Basecamp integrates AI antibiotic and vaccine design models into Claude Science
Basecamp Research has integrated its EDEN antibiotic design and vaccine target prediction models into Anthropic’s Claude Science platform, allowing researchers to generate and prioritise therapeutic candidates through a conversational interface.
The integration enables scientists to identify antibiotic candidates and prioritise vaccine targets using natural language, combining Claude’s reasoning capabilities with Basecamp’s biological foundation models.
The capability is available across Claude Science and other Claude platforms through Anthropic’s connectors directory.
The announcement builds on previous research conducted with the University of Pennsylvania, in which Basecamp reported that 97% of antibiotic peptides designed by EDEN showed activity against World Health Organization priority pathogens during laboratory testing. One candidate, EDEN-7, also demonstrated efficacy in mice infected with multidrug-resistant Acinetobacter baumannii.
Glen Gowers, co-founder and chief executive officer of Basecamp Research, said: “Microbes have been producing antibiotics and evolving resistance to each other for billions of years.
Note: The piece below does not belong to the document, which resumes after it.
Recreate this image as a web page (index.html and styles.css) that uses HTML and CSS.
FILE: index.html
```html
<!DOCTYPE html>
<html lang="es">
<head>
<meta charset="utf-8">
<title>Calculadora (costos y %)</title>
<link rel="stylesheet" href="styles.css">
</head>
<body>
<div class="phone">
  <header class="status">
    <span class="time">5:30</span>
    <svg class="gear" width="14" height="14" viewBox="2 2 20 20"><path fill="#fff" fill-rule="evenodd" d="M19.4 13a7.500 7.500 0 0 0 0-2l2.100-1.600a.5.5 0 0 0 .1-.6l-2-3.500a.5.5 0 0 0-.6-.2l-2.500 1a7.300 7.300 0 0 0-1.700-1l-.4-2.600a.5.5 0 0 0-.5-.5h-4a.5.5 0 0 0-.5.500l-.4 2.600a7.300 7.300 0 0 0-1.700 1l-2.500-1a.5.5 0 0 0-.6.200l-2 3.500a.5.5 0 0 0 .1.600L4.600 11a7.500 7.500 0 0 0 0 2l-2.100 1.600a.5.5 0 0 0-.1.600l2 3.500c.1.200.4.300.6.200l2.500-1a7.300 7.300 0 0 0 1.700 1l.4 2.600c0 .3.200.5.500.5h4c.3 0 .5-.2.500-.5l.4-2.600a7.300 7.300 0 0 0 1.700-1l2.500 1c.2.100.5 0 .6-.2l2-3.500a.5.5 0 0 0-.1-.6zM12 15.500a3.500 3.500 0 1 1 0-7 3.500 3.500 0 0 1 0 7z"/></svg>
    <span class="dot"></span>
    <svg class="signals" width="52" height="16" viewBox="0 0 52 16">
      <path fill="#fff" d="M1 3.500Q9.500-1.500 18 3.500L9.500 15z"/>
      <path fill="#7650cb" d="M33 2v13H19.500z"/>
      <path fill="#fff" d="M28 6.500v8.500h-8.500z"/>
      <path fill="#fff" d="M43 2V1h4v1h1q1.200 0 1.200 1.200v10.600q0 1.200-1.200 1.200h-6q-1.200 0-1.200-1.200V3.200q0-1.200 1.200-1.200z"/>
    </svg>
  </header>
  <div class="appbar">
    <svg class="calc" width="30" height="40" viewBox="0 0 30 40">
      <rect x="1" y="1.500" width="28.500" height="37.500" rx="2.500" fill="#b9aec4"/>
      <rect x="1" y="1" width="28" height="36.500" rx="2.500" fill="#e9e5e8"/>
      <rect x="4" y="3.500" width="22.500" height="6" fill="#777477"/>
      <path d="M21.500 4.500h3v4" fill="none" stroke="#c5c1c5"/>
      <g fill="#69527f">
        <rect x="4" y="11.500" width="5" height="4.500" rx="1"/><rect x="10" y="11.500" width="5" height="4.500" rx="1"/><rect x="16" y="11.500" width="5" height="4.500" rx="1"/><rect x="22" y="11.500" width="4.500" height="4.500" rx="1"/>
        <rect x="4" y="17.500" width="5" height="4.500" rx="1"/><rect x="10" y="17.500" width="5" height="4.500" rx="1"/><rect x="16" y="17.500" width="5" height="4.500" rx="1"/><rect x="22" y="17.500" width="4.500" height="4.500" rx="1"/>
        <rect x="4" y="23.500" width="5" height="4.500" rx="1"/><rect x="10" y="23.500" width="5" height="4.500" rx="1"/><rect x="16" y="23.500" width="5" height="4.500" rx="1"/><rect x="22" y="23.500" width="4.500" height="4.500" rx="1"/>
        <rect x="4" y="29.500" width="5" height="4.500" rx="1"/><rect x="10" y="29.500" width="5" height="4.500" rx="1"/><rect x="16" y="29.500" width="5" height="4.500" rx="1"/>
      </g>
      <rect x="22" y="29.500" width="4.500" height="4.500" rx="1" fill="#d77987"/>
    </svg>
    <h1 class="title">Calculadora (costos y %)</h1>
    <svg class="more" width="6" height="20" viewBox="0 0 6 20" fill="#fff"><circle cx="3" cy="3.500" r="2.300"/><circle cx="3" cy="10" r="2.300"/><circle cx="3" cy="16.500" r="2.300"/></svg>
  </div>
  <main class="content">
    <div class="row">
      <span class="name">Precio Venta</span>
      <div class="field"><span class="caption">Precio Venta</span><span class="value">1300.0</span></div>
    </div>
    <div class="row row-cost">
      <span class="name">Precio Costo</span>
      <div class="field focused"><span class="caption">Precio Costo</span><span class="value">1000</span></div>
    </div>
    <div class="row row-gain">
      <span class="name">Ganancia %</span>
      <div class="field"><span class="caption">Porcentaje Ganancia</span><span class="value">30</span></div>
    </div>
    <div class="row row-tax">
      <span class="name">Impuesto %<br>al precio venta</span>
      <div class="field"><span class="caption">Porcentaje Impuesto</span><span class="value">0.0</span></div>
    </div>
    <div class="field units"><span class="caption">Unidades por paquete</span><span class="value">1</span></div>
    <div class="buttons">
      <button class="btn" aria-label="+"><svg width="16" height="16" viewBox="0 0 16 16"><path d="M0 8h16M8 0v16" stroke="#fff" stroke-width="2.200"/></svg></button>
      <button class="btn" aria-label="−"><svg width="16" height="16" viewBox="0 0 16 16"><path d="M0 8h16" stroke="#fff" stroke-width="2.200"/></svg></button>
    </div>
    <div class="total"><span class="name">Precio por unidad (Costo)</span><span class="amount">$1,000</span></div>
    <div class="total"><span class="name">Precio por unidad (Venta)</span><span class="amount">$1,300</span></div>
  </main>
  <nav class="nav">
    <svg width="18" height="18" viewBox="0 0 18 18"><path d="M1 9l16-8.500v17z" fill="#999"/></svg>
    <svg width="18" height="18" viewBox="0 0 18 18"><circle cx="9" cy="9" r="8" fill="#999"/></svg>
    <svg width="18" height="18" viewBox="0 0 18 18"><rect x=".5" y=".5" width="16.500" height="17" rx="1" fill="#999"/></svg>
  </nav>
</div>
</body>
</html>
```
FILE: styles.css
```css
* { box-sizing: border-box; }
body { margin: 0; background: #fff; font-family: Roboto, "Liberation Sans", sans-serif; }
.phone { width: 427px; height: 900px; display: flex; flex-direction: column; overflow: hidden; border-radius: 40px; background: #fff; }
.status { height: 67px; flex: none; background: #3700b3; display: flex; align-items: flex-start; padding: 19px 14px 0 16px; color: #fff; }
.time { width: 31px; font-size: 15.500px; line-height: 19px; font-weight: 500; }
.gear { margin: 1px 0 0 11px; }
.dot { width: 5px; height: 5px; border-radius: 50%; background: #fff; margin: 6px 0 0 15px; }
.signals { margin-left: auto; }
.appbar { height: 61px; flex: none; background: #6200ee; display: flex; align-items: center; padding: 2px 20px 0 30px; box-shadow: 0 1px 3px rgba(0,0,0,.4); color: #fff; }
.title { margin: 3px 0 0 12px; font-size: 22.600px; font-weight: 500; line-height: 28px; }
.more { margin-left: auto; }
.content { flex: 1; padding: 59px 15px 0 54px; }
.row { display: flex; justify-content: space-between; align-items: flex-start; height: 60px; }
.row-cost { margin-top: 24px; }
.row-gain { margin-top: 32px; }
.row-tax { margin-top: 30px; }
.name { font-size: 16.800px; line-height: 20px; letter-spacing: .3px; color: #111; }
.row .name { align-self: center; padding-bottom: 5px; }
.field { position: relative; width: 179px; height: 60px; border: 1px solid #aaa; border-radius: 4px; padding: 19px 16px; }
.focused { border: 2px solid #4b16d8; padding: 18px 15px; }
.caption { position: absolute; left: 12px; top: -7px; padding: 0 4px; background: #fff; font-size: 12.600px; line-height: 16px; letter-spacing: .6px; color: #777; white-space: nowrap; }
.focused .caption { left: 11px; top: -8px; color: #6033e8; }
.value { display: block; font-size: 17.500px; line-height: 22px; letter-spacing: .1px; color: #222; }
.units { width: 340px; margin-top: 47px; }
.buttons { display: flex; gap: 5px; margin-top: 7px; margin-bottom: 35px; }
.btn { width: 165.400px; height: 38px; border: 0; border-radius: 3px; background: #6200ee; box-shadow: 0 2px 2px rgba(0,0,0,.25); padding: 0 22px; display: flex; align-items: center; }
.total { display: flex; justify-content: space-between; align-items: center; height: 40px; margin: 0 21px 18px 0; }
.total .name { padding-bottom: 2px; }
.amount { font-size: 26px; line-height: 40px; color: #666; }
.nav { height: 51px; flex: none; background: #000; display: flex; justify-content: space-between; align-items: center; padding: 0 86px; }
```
EDEN learned from that history, and now, through Claude, researchers all over the world can design successful new antibiotics in minutes, not years.”
César de la Fuente, Presidential Associate Professor at the University of Pennsylvania, said: “This collaboration shows how frontier biological foundation models can be paired with rigorous experimental validation to accelerate antibiotic discovery.”
He added: “Antimicrobial resistance is one of the greatest existential threats facing humanity and collaborations like this between academia and industry are critical.”
The companies said the same approach can also support vaccine development by helping researchers prioritise protein targets from pathogen genome sequences, potentially reducing weeks of laboratory analysis.